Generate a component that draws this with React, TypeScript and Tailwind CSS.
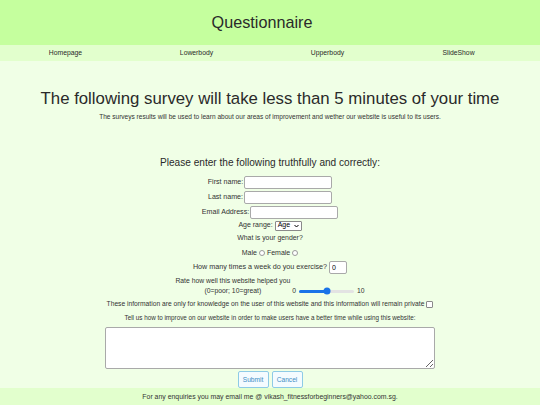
import React from "react";

const font = { fontFamily: '"Liberation Sans", Arial, sans-serif' };

function TextRow({ label, inputClass = "w-[88px]" }: { label: string; inputClass?: string }) {
  return (
    <div className="flex h-[14px] items-center justify-center gap-[1px]">
      <label className="text-[7.1px] text-[#333]">{label}</label>
      <input type="text" className={`h-[13px] rounded-[2px] border border-[#a9a9a9] bg-white px-[2px] text-[7px] ${inputClass}`} />
    </div>
  );
}

function Radio({ label }: { label: string }) {
  return (
    <span className="flex items-center gap-[2px] leading-none">
      <span>{label}</span>
      <span className="size-[6px] rounded-full border border-[#9a9a9a] bg-white" />
    </span>
  );
}

export default function App() {
  const rating = 5;
  return (
    <div style={font} className="flex min-h-[405px] w-[540px] flex-col bg-[#f0ffe6] text-[#333]">
      {/* header */}
      <header className="flex h-[45px] items-center justify-center bg-[#c5ff9e] pr-[16px]">
        <h1 className="text-[16.2px] text-[#2a2a2a]">Questionnaire</h1>
      </header>
      <nav className="grid h-[16px] grid-cols-[131px_131px_131px_131px] items-center bg-[#e2ffcd] text-[6.8px] text-[#2a2a2a]">
        <a className="text-center">Homepage</a>
        <a className="text-center">Lowerbody</a>
        <a className="text-center">Upperbody</a>
        <a className="text-center">SlideShow</a>
      </nav>

      {/* intro */}
      <h2 className="mt-[26px] text-center text-[16.8px] leading-[24px] text-[#2a2a2a]">
        The following survey will take less than 5 minutes of your time
      </h2>
      <p className="text-center text-[6.55px] leading-[11px]">
        The surveys results will be used to learn about our areas of improvement and wether our website is useful to its users.
      </p>

      {/* form */}
      <form className="flex flex-col items-center">
        <h3 className="mt-[34px] h-[14px] text-center text-[10.1px] leading-[14px] text-[#2a2a2a]">
          Please enter the following truthfully and correctly:
        </h3>
        <div className="mt-[5px] flex flex-col gap-[1px]">
          <TextRow label="First name:" />
          <TextRow label="Last name:" />
          <TextRow label="Email Address:" />
        </div>
        <div className="flex h-[13px] items-center justify-center gap-[2px] text-[7px]">
          <span>Age range:</span>
          <span className="flex h-[10px] w-[27px] items-center justify-between rounded-[1px] border border-[#8a8a8a] bg-white px-[2px] text-[7px] text-black">
            Age
            <svg width="5" height="4" viewBox="0 0 10 6" className="fill-none stroke-black stroke-[2]">
              <path d="M1 1l4 4 4-4" />
            </svg>
          </span>
        </div>
        <div className="flex h-[13px] items-center text-[6.9px]">What is your gender?</div>
        <div className="mt-[1px] flex h-[13px] items-center gap-[2px] text-[7px]">
          <Radio label="Male" />
          <Radio label="Female" />
        </div>
        <div className="mt-[1px] flex h-[14px] items-center gap-[2px] text-[7.2px]">
          <span>How many times a week do you exercise?</span>
          <input type="text" defaultValue="0" className="h-[13px] w-[18px] rounded-[2px] border border-[#a9a9a9] bg-white px-[2px] text-[7px] text-black" />
        </div>
        <div className="mt-[2px] flex items-end gap-[2px] text-[6.8px] leading-[10px]">
          <label className="flex flex-col items-center">
            <span>Rate how well this website helped you</span>
            <span>(0=poor; 10=great)</span>
          </label>
          <span className="flex h-[10px] items-center gap-[3px]">
            <span>0</span>
            <span className="relative flex h-[3px] w-[55px] rounded-full bg-[#e3e3e3]">
              <span className="h-full rounded-full bg-[#1a73e8]" style={{ width: `${rating * 10}%` }} />
              <span
                className="absolute top-1/2 size-[7px] -translate-x-1/2 -translate-y-1/2 rounded-full bg-[#1a73e8]"
                style={{ left: `${rating * 10}%` }}
              />
            </span>
            <span>10</span>
          </span>
        </div>
        <div className="mt-[3px] flex h-[10px] items-center gap-[2px] text-[6.7px]">
          <span>These information are only for knowledge on the user of this website and this information will remain private</span>
          <span className="size-[7px] rounded-[1px] border border-[#8a8a8a] bg-white" />
        </div>
        <p className="mt-[4px] flex h-[10px] items-center text-[6.3px]">
          Tell us how to improve on our website in order to make users have a better time while using this website:
        </p>
        <textarea className="mt-[4px] h-[42px] w-[330px] rounded-[2px] border border-[#a9a9a9] bg-white" />
        <div className="mt-[2px] flex gap-[3px]">
          <button type="button" className="h-[17px] w-[31px] rounded-[2px] border border-[#8ecbe6] bg-[#f4fbff] text-[6.6px] text-[#3d8dc4]">
            Submit
          </button>
          <button type="button" className="h-[17px] w-[31px] rounded-[2px] border border-[#8ecbe6] bg-[#f4fbff] text-[6.6px] text-[#3d8dc4]">
            Cancel
          </button>
        </div>
      </form>

      <footer className="mt-auto flex h-[19px] items-center justify-center bg-[#e2ffcd] text-[6.9px]">
        For any enquiries you may email me @ vikash_fitnessforbeginners@yahoo.com.sg.
      </footer>
    </div>
  );
}
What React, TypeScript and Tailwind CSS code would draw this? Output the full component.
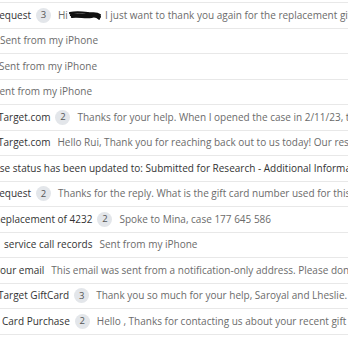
import React from "react";

type Row = {
  shift: number;
  subject?: string;
  badge?: string;
  preview?: React.ReactNode;
};

const Badge = ({ n }: { n: string }) => (
  <span className="inline-flex items-center justify-center w-[15px] h-[15px] rounded-full bg-[#e3e6ea] text-[9.5px] text-[#555] ml-[5px] mr-[7px] shrink-0">
    {n}
  </span>
);

const Scribble = () => (
  <svg width="32" height="12" viewBox="0 0 34 12" className="inline-block ml-[1px] mr-[4px] shrink-0">
    <path d="M1 4 C8 2 14 3 20 4 C25 5 29 3 33 6 M2 6 C9 5 16 7 22 6 C27 5 31 7 33 8 M3 8 C10 7 17 9 24 8 C28 7 31 9 32 10 M4 5 L30 7" stroke="#111" strokeWidth="2.2" fill="none" strokeLinecap="round" />
  </svg>
);

const rows: Row[] = [
  {
    shift: -7,
    subject: "Request",
    badge: "3",
    preview: (
      <>
        Hi<Scribble />I just want to thank you again for the replacement gift card
      </>
    ),
  },
  { shift: 0, preview: "Sent from my iPhone" },
  { shift: -1, preview: "Sent from my iPhone" },
  { shift: -6, preview: "Sent from my iPhone" },
  {
    shift: -2,
    subject: "Target.com",
    badge: "2",
    preview: "Thanks for your help. When I opened the case in 2/11/23, the",
  },
  {
    shift: -2,
    subject: "Target.com",
    preview: "Hello Rui, Thank you for reaching back out to us today! Our research",
  },
  {
    shift: -12,
    subject: "Case status has been updated to: Submitted for Research - Additional Information",
  },
  {
    shift: -7,
    subject: "Request",
    badge: "2",
    preview: "Thanks for the reply. What is the gift card number used for this purchase",
  },
  {
    shift: -6,
    subject: "Replacement of 4232",
    badge: "2",
    preview: "Spoke to Mina, case 177 645 586",
  },
  {
    shift: 4,
    subject: "service call records",
    preview: "Sent from my iPhone",
  },
  {
    shift: -5,
    subject: "your email",
    preview: "This email was sent from a notification-only address. Please don't reply",
  },
  {
    shift: -2,
    subject: "Target GiftCard",
    badge: "3",
    preview: "Thank you so much for your help, Saroyal and Lheslie. I appreciate",
  },
  {
    shift: 2,
    subject: "Card Purchase",
    badge: "2",
    preview: "Hello , Thanks for contacting us about your recent gift card",
  },
];

export default function App() {
  return (
    <div
      className="w-[348px] h-[348px] overflow-hidden bg-white pt-[2px]"
      style={{ fontFamily: '"Open Sans", "Noto Sans", sans-serif' }}
    >
      <div className="flex flex-col border-t border-[#e8e8e8]">
        {rows.map((r, i) => (
          <div
            key={i}
            className="h-[25.5px] flex items-center border-b border-[#e8e8e8] overflow-hidden whitespace-nowrap text-[10px]"
          >
            <div className="flex items-center" style={{ marginLeft: r.shift }}>
              {r.subject && (
                <span className={r.badge ? "text-[#333]" : "text-[#333] mr-[7px]"}>{r.subject}</span>
              )}
              {r.badge && <Badge n={r.badge} />}
              {r.preview && <span className="text-[#6b6b6b] flex items-center">{r.preview}</span>}
            </div>
          </div>
        ))}
      </div>
    </div>
  );
}
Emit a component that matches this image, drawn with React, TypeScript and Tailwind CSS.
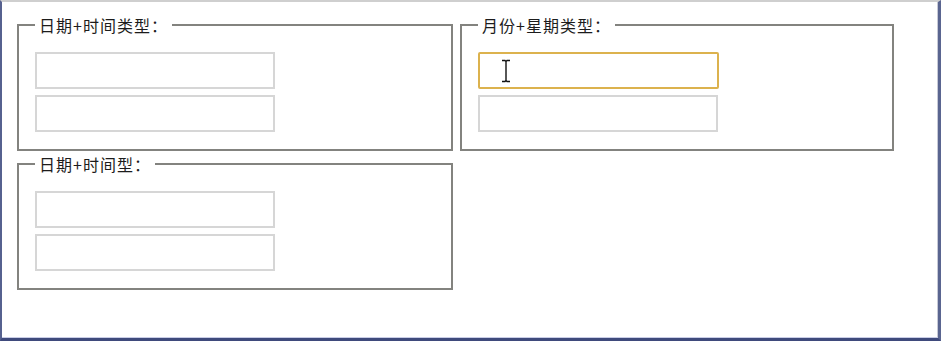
import React from 'react';

const groups = [
  { title: '日期+时间类型：', focus: false },
  { title: '月份+星期类型：', focus: true },
  { title: '日期+时间型：', focus: false },
];

function Group({ title, focus }: { title: string; focus: boolean }) {
  return (
    <fieldset className="border-2 border-[#83837f] pl-4 pt-[17px] pb-[17px]">
      <legend className="px-1 text-base leading-5 tracking-[1px] text-[#1c1c1c]">{title}</legend>
      <div className="flex flex-col gap-[6px]">
        <div className="relative">
          <input
            className={
              focus
                ? 'block h-[37px] w-[241px] rounded-[2px] border-2 border-[#dcb24e] bg-white outline-none'
                : 'block h-[37px] w-[240px] border-2 border-[#d6d6d6] bg-white outline-none'
            }
          />
          {focus && (
            // mouse pointer (text I-beam) hovering over the focused field
            <svg className="absolute left-[22px] top-[7px]" width="12" height="24" viewBox="0 0 12 24">
              <path d="M2 1.5h3l1 1 1-1h3M6 2.5v19M2 22.5h3l1-1 1 1h3" fill="none" stroke="#111" strokeWidth="1.4" />
            </svg>
          )}
        </div>
        <input className="block h-[37px] w-[240px] border-2 border-[#d6d6d6] bg-white outline-none" />
      </div>
    </fieldset>
  );
}

export default function App() {
  return (
    <div
      className="h-[341px] w-[941px] border-t-2 border-l-2 border-r-[3px] border-b-[3px] border-t-[#cfcfcf] border-l-[#56618f] border-r-[#5a6590] border-b-[#3f4a7c] bg-white"
      style={{ fontFamily: '"Noto Sans CJK SC", "Noto Sans", sans-serif' }}
    >
      <div className="h-full border-b border-r border-b-[#c9cde6] border-r-[#c7c9d6] pl-[15px] pt-[13px]">
        <div className="grid grid-cols-[436px_434px] gap-x-[7px] gap-y-[3px] items-start">
          {groups.map((g) => (
            <Group key={g.title} title={g.title} focus={g.focus} />
          ))}
        </div>
      </div>
    </div>
  );
}
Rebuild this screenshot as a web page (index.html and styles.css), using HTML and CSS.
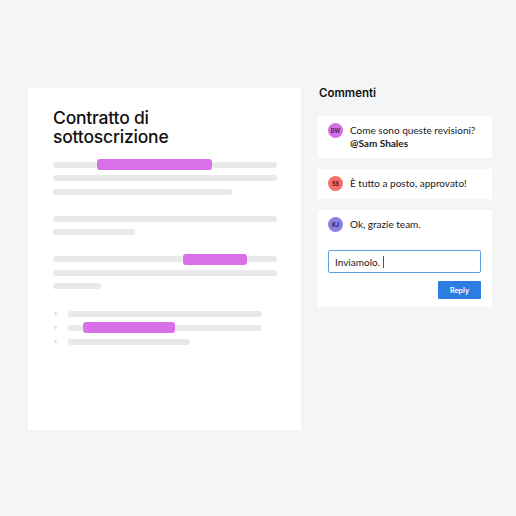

Task details
Using the records above, list each line that includes "component".

Result of this exercise
Generate a component that draws this with React, TypeScript and Tailwind CSS.
What React, TypeScript and Tailwind CSS code would draw this? Output the full component.
Emit a component that matches this image, drawn with React, TypeScript and Tailwind CSS.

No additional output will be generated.